Gigabyte H55M-USB3 - The Ultimate $100 H55 Board?

Rob Williams

Editor-in-Chief
Staff member
Moderator
Finding a great H55 board to match up with your Clarkdale CPU isn't hard, as the market currently has a great selection. But Gigabyte's H55M-USB3 stands out, as it has a superb feature-set for its ~$100 price tag, and also proves itself in our tests as being a great all-around board, and one that seems to have no limit in overclocking.

You can read our full review here and discuss it here!
 

Optix

Basket Chassis
Staff member
Great little board. Classic Gigabyte all the way.

The only thing is I wonder how many people will jump at this board and pair it with a separate video card?

The P55M-UD2 has all of these features except for USB 3.0 and can, as one review site said "overclock the nuts off of an i5 750" at around the same price tag plus you gain RAID support.

I guess it comes down to what you plan on doing - RAID or connecting say and external HDD.
 

crowTrobot

E.M.I.
This looks fantastic. I am looking at building an HTPC sometime (possibly a gaming HTPC) and these new h55 offerings are really enticing.

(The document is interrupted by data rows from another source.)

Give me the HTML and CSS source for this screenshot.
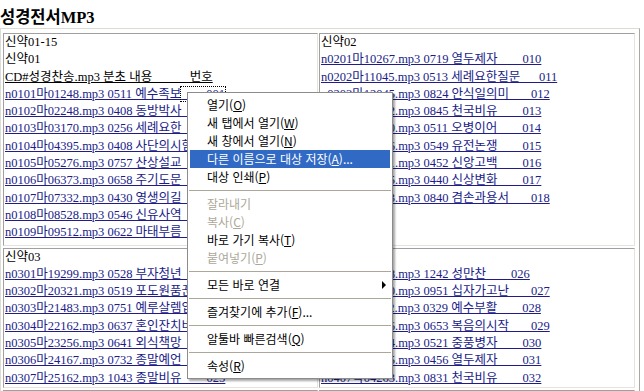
FILE: index.html
```html
<!DOCTYPE html>
<html lang="ko">
<head>
	<meta charset="UTF-8">
	<title>성경전서MP3</title>
	<link rel="stylesheet" href="styles.css">
</head>
<body>
	<div class="title">성경전서MP3</div>
	<div class="frame">
		<div class="cell">
			신약01-15<br>
			신약01<br>
			<u>CD#성경찬송.mp3 분초 내용&nbsp;&nbsp;&nbsp;&nbsp;&nbsp;&nbsp;&nbsp;&nbsp;&nbsp;&nbsp;&nbsp;&nbsp;번호</u><br>
			<a href="#">n0101마01248.mp3 0511 예수족보</a><a href="#" class="focus">&nbsp;&nbsp;&nbsp;&nbsp;&nbsp;&nbsp;&nbsp;&nbsp;001</a><br>
			<a href="#">n0102마02248.mp3 0408 동방박사&nbsp;&nbsp;&nbsp;&nbsp;&nbsp;&nbsp;&nbsp;&nbsp;002</a><br>
			<a href="#">n0103마03170.mp3 0256 세례요한&nbsp;&nbsp;&nbsp;&nbsp;&nbsp;&nbsp;&nbsp;&nbsp;003</a><br>
			<a href="#">n0104마04395.mp3 0408 사단의시험&nbsp;&nbsp;&nbsp;&nbsp;&nbsp;&nbsp;&nbsp;004</a><br>
			<a href="#">n0105마05276.mp3 0757 산상설교&nbsp;&nbsp;&nbsp;&nbsp;&nbsp;&nbsp;&nbsp;&nbsp;005</a><br>
			<a href="#">n0106마06373.mp3 0658 주기도문&nbsp;&nbsp;&nbsp;&nbsp;&nbsp;&nbsp;&nbsp;&nbsp;006</a><br>
			<a href="#">n0107마07332.mp3 0430 영생의길&nbsp;&nbsp;&nbsp;&nbsp;&nbsp;&nbsp;&nbsp;&nbsp;007</a><br>
			<a href="#">n0108마08528.mp3 0546 신유사역&nbsp;&nbsp;&nbsp;&nbsp;&nbsp;&nbsp;&nbsp;&nbsp;008</a><br>
			<a href="#">n0109마09512.mp3 0622 마태부름&nbsp;&nbsp;&nbsp;&nbsp;&nbsp;&nbsp;&nbsp;&nbsp;009</a>
		</div>
		<div class="cell">
			신약02<br>
			<a href="#">n0201마10267.mp3 0719 열두제자&nbsp;&nbsp;&nbsp;&nbsp;&nbsp;&nbsp;&nbsp;&nbsp;010</a><br>
			<a href="#">n0202마11045.mp3 0513 세례요한질문&nbsp;&nbsp;&nbsp;&nbsp;&nbsp;&nbsp;011</a><br>
			<a href="#">n0203마12045.mp3 0824 안식일의미&nbsp;&nbsp;&nbsp;&nbsp;&nbsp;&nbsp;&nbsp;012</a><br>
			<a href="#">n0204마13082.mp3 0845 천국비유&nbsp;&nbsp;&nbsp;&nbsp;&nbsp;&nbsp;&nbsp;&nbsp;013</a><br>
			<a href="#">n0205마14120.mp3 0511 오병이어&nbsp;&nbsp;&nbsp;&nbsp;&nbsp;&nbsp;&nbsp;&nbsp;014</a><br>
			<a href="#">n0206마15086.mp3 0549 유전논쟁&nbsp;&nbsp;&nbsp;&nbsp;&nbsp;&nbsp;&nbsp;&nbsp;015</a><br>
			<a href="#">n0207마16151.mp3 0452 신앙고백&nbsp;&nbsp;&nbsp;&nbsp;&nbsp;&nbsp;&nbsp;&nbsp;016</a><br>
			<a href="#">n0208마17205.mp3 0440 신상변화&nbsp;&nbsp;&nbsp;&nbsp;&nbsp;&nbsp;&nbsp;&nbsp;017</a><br>
			<a href="#">n0209마18233.mp3 0840 겸손과용서&nbsp;&nbsp;&nbsp;&nbsp;&nbsp;&nbsp;&nbsp;018</a>
		</div>
		<div class="cell">
			신약03<br>
			<a href="#">n0301마19299.mp3 0528 부자청년&nbsp;&nbsp;&nbsp;&nbsp;&nbsp;&nbsp;&nbsp;&nbsp;019</a><br>
			<a href="#">n0302마20321.mp3 0519 포도원품꾼&nbsp;&nbsp;&nbsp;&nbsp;&nbsp;&nbsp;&nbsp;020</a><br>
			<a href="#">n0303마21483.mp3 0751 예루살렘입성&nbsp;&nbsp;&nbsp;&nbsp;&nbsp;&nbsp;021</a><br>
			<a href="#">n0304마22162.mp3 0637 혼인잔치비유&nbsp;&nbsp;&nbsp;&nbsp;&nbsp;&nbsp;022</a><br>
			<a href="#">n0305마23256.mp3 0641 외식책망&nbsp;&nbsp;&nbsp;&nbsp;&nbsp;&nbsp;&nbsp;&nbsp;023</a><br>
			<a href="#">n0306마24167.mp3 0732 종말예언&nbsp;&nbsp;&nbsp;&nbsp;&nbsp;&nbsp;&nbsp;&nbsp;024</a><br>
			<a href="#">n0307마25162.mp3 1043 종말비유&nbsp;&nbsp;&nbsp;&nbsp;&nbsp;&nbsp;&nbsp;&nbsp;025</a>
		</div>
		<div class="cell">
			신약04<br>
			<a href="#">n0401마26318.mp3 1242 성만찬&nbsp;&nbsp;&nbsp;&nbsp;&nbsp;&nbsp;&nbsp;&nbsp;026</a><br>
			<a href="#">n0402마27290.mp3 0951 십자가고난&nbsp;&nbsp;&nbsp;&nbsp;&nbsp;&nbsp;&nbsp;027</a><br>
			<a href="#">n0403마28112.mp3 0329 예수부활&nbsp;&nbsp;&nbsp;&nbsp;&nbsp;&nbsp;&nbsp;&nbsp;028</a><br>
			<a href="#">n0404막01236.mp3 0653 복음의시작&nbsp;&nbsp;&nbsp;&nbsp;&nbsp;&nbsp;&nbsp;029</a><br>
			<a href="#">n0405막02184.mp3 0521 중풍병자&nbsp;&nbsp;&nbsp;&nbsp;&nbsp;&nbsp;&nbsp;&nbsp;030</a><br>
			<a href="#">n0406막03155.mp3 0456 열두제자&nbsp;&nbsp;&nbsp;&nbsp;&nbsp;&nbsp;&nbsp;&nbsp;031</a><br>
			<a href="#">n0407막04263.mp3 0831 천국비유&nbsp;&nbsp;&nbsp;&nbsp;&nbsp;&nbsp;&nbsp;&nbsp;032</a>
		</div>
		<div class="cell">
			신약05<br>
			<a href="#">n0501막05301.mp3 0914 거라사광인&nbsp;&nbsp;&nbsp;&nbsp;&nbsp;&nbsp;&nbsp;033</a>
		</div>
		<div class="cell">
			신약06<br>
			<a href="#">n0601막06245.mp3 0733 세례요한죽음&nbsp;&nbsp;&nbsp;&nbsp;&nbsp;&nbsp;034</a>
		</div>
	</div>

	<!-- 오른쪽 클릭 메뉴 -->
	<div class="menu">
		<div class="item">열기(<u>O</u>)</div>
		<div class="item">새 탭에서 열기(<u>W</u>)</div>
		<div class="item">새 창에서 열기(<u>N</u>)</div>
		<div class="item on">다른 이름으로 대상 저장(<u>A</u>)...</div>
		<div class="item">대상 인쇄(<u>P</u>)</div>
		<div class="sep"></div>
		<div class="item off">잘라내기</div>
		<div class="item off">복사(<u>C</u>)</div>
		<div class="item">바로 가기 복사(<u>T</u>)</div>
		<div class="item off">붙여넣기(<u>P</u>)</div>
		<div class="sep"></div>
		<div class="item sub"><span>모든 바로 연결</span><span class="arrow"></span></div>
		<div class="sep"></div>
		<div class="item">즐겨찾기에 추가(<u>F</u>)...</div>
		<div class="sep"></div>
		<div class="item">알툴바 빠른검색(<u>Q</u>)</div>
		<div class="sep"></div>
		<div class="item">속성(<u>R</u>)</div>
	</div>
</body>
</html>
```
FILE: styles.css
```css
body{margin: 0; background: #fff; color: #000; font-family: "Liberation Serif", "Noto Sans CJK KR", serif; font-size: 12.5px;}
.title{height: 28px; padding-top: 8px; box-sizing: border-box; font-size: 16.5px; line-height: 20px; font-weight: bold;}

.frame{width: 640px; box-sizing: border-box; border: 1px solid; border-color: #dcdcd4 #a8a8a0 #a8a8a0 #dcdcd4; padding: 4px 5px 0 2px; display: grid; grid-template-columns: 315px 316px; grid-template-rows: auto 140px auto; column-gap: 1px; row-gap: 2px;}
.cell{border: 1px solid; border-color: #a0a0a0 #e4e4dc #e4e4dc #a0a0a0; padding: 0 0 3px 1px; line-height: 17.3px; white-space: nowrap; overflow: hidden;}
.cell a{color: #201c88; text-decoration: underline;}
.focus{outline: 1px dotted #000;}

.menu{position: absolute; left: 187px; top: 92px; width: 204px; padding: 3px 0; border: 1px solid #8c8c8c; background: #fff; box-shadow: 2px 2px 2px rgba(0,0,0,0.35); font-family: "Noto Sans CJK KR", "Liberation Sans", sans-serif; font-size: 12px;}
.item{height: 18px; line-height: 18px; margin: 0 2px; padding: 0 4px 0 17px; white-space: nowrap;}
.item.on{background: #316ac5; color: #fff;}
.item.off{color: #aca899;}
.item.sub{display: flex; justify-content: space-between; align-items: center;}
.sep{height: 1px; margin: 4px 1px; background: #aca899;}
.arrow{width: 0; height: 0; border-left: 4px solid #000; border-top: 4px solid transparent; border-bottom: 4px solid transparent;}
```
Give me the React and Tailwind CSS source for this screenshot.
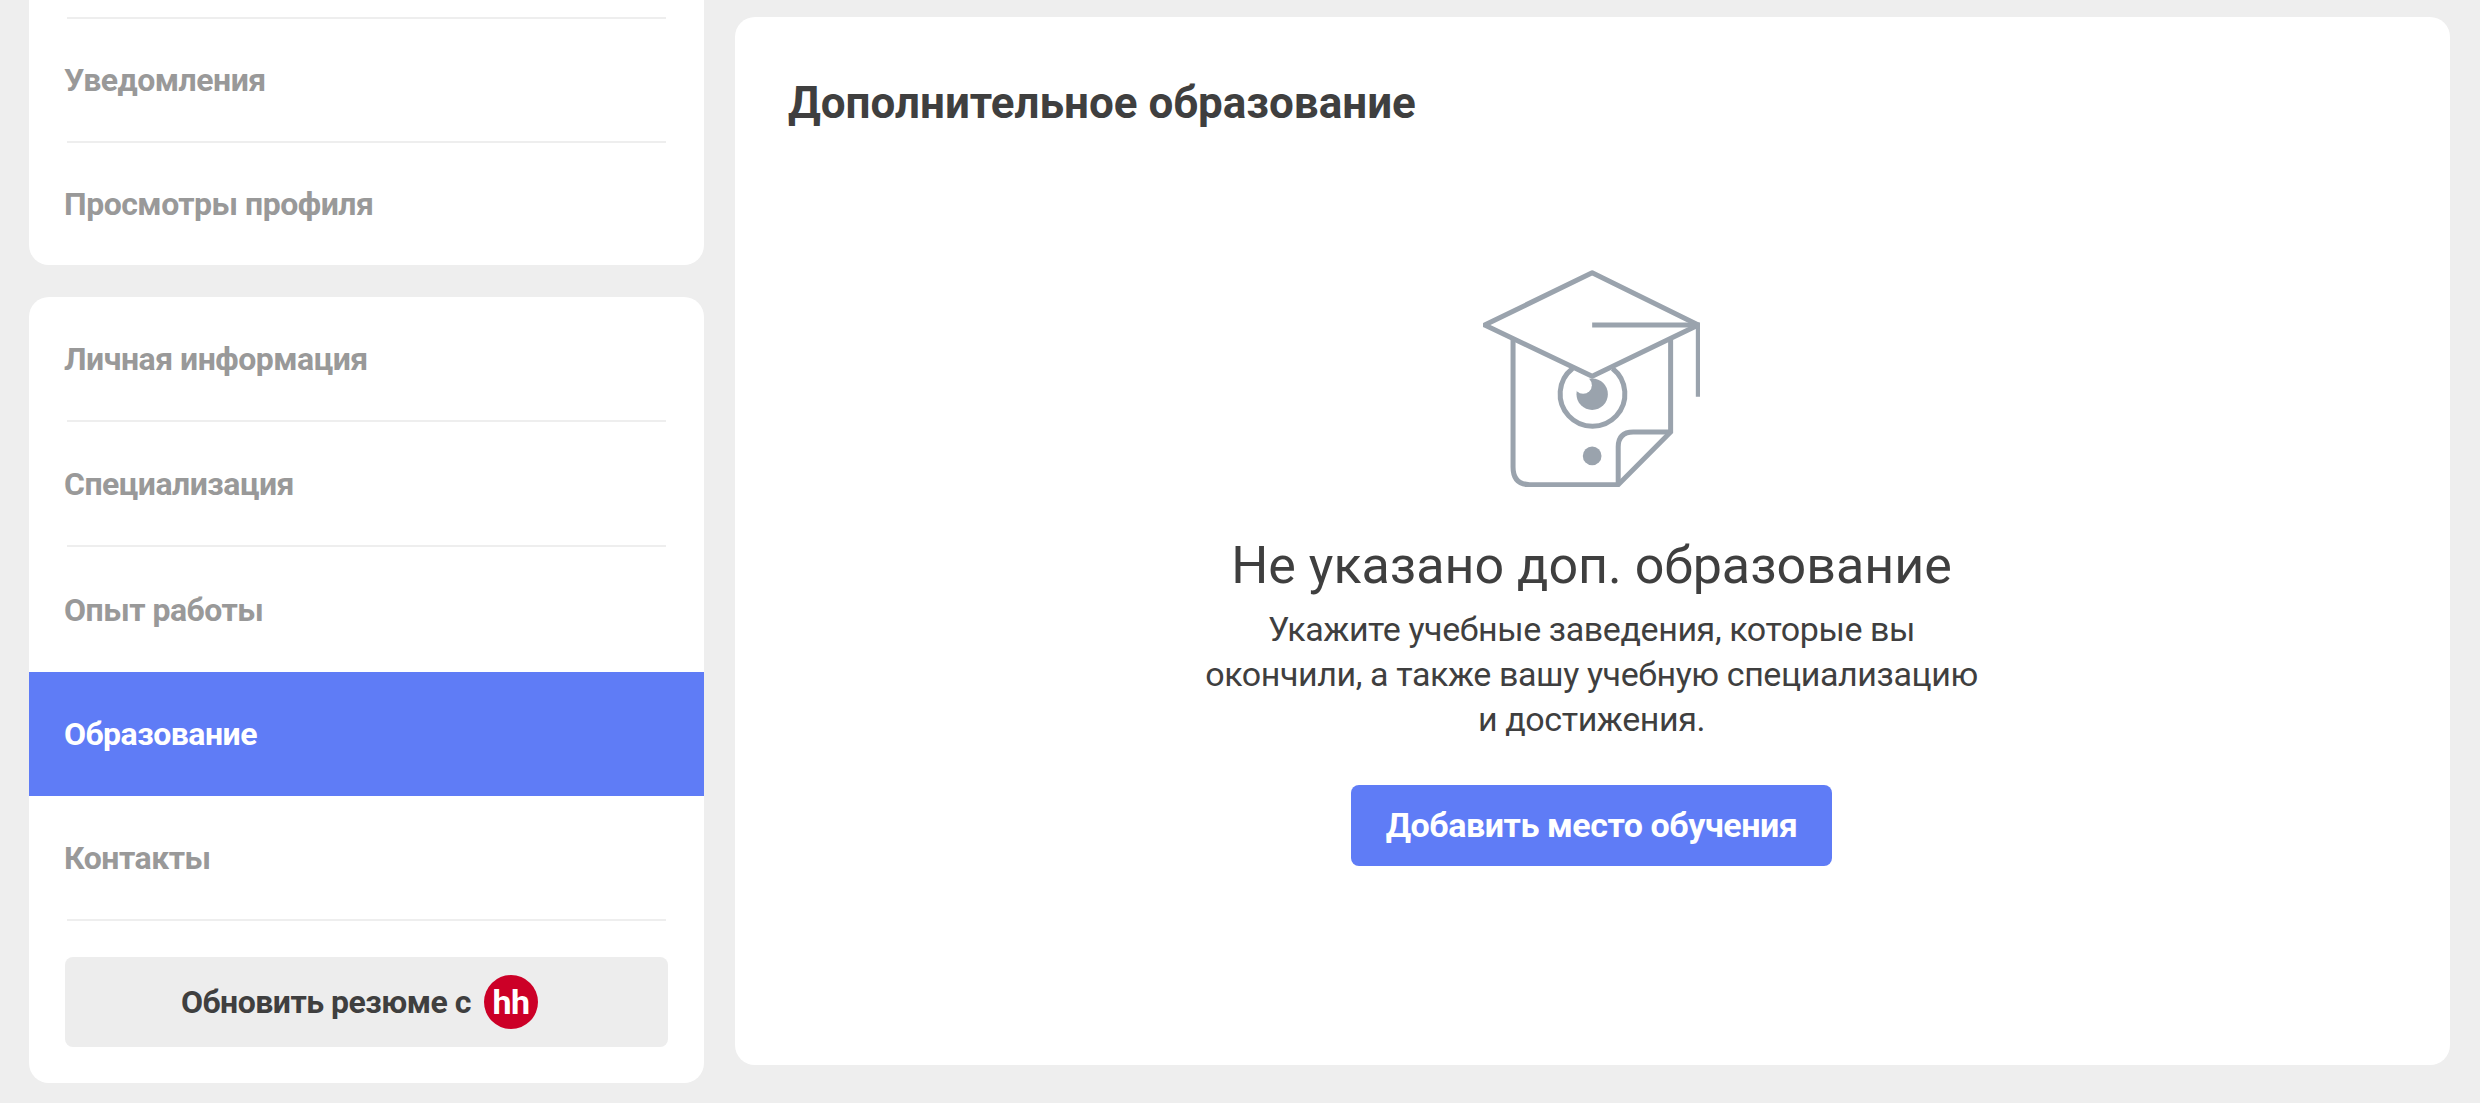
const font = { fontFamily: 'Roboto, "Noto Sans", sans-serif' };

function Row({ children, active, className = "h-[123px]" }) {
  return (
    <div className={`flex items-center pl-[35px] text-[32px] font-bold tracking-[-0.5px] ${className} ${active ? "bg-[#5f7cf6] text-white" : "text-[#999999]"}`}>
      {children}
    </div>
  );
}

function Divider() {
  return <div className="mx-[38px] h-[2px] bg-[#eeeeee]" />;
}

function CapIcon() {
  return (
    <svg viewBox="130 60 650 650" className="h-[217px] w-[217px]" fill="none" stroke="#9aa3ad" strokeWidth="15">
      <path d="M220 268V650Q220 703 270 703H535L692 545V268" />
      <path d="M535 703V590Q535 545 580 545H692" />
      <path d="M398 355A97 97 0 1 0 518 355" />
      <circle cx="457" cy="432" r="47" fill="#9aa3ad" stroke="none" />
      <circle cx="430" cy="405" r="26" fill="#ffffff" stroke="none" />
      <circle cx="457" cy="617" r="28" fill="#9aa3ad" stroke="none" />
      <path d="M457 68L135 225L457 378L775 225Z" strokeLinejoin="round" />
      <path d="M457 225H775V440" />
    </svg>
  );
}

export default function App() {
  return (
    <div style={font} className="flex h-[1103px] gap-[31px] overflow-hidden bg-[#eeeeee] pl-[29px]">
      <aside className="flex w-[675px] flex-col gap-[32px]">
        <div className="rounded-b-[20px] bg-white pt-[17px]">
          <Divider />
          <Row className="h-[122px]">Уведомления</Row>
          <Divider />
          <Row className="h-[122px]">Просмотры профиля</Row>
        </div>
        <div className="rounded-[20px] bg-white">
          <Row>Личная информация</Row>
          <Divider />
          <Row>Специализация</Row>
          <Divider />
          <Row className="h-[125px]">Опыт работы</Row>
          <Row active className="h-[124px]">Образование</Row>
          <Row>Контакты</Row>
          <Divider />
          <div className="px-9 pb-9 pt-[36px]">
            <button className="flex h-[90px] w-[603px] items-center justify-center gap-[13px] rounded-lg bg-[#ededed] pr-[14px] text-[32px] font-bold tracking-[-0.5px] text-[#3f3f3f]">
              Обновить резюме с
              <span className="flex h-[54px] w-[54px] items-center justify-center rounded-full bg-[#cc0027] text-[34px] font-bold leading-none tracking-[-0.5px] text-white">hh</span>
            </button>
          </div>
        </div>
      </aside>
      <main className="mt-[17px] flex h-[1048px] w-[1715px] flex-col rounded-[20px] bg-white pl-[53px] pr-[55px]">
        <h1 className="pt-[56px] text-[44px] font-bold leading-[60px] tracking-normal text-[#3f3f3f]">Дополнительное образование</h1>
        <div className="flex flex-col items-center pt-[137px]">
          <CapIcon />
          <h2 className="mt-[48px] text-[52px] font-normal leading-[62px] tracking-normal text-[#3f3f3f]">Не указано доп. образование</h2>
          <p className="mt-[10px] text-center text-[34px] leading-[45px] tracking-[-0.4px] text-[#3f3f3f]">
            Укажите учебные заведения, которые вы<br />
            окончили, а также вашу учебную специализацию<br />
            и достижения.
          </p>
          <button className="mt-[43px] h-[81px] w-[481px] rounded-lg bg-[#5f7cf6] text-[34px] font-bold tracking-[-0.45px] text-white">
            Добавить место обучения
          </button>
        </div>
      </main>
    </div>
  );
}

I'm surprised GIGABYTE still included an IDE and Floppy port on a micro-atx board.
 

Rob Williams

Editor-in-Chief
Staff member
Moderator
I'm surprised GIGABYTE still included an IDE and Floppy port on a micro-atx board.

So am I, and to be honest, I wish they were gone. I'd have to imagine that the number of people to ever take advantage of either of those is small, given that most people who buy this board won't be upgrading, but building a new machine. I just hate the look of the connectors... they remind me way too much of trying to fix bent pins on an IDE hard drive with tweezers. Not fun.
 

stevea

Obliviot
I've been running a home server off this board since January. Sweet board.

I had some fan control issues (always high), resolved by updating the firmware.

I'm using an i5-640 OC'ed to 4Ghz, and a Seasonic 200W 80+ PSU. The system idles at ~49 Watts, peak ~130W. This mobo is great for a low power system, so buy a PSU sized to the job, or expect to burn an extra 20+ watts.
 

Rob Williams

Editor-in-Chief
Staff member
Moderator
Whoa, that's nice. A CPU at 4GHz and the entire machine runs at just 130W peak? That's quite the setup!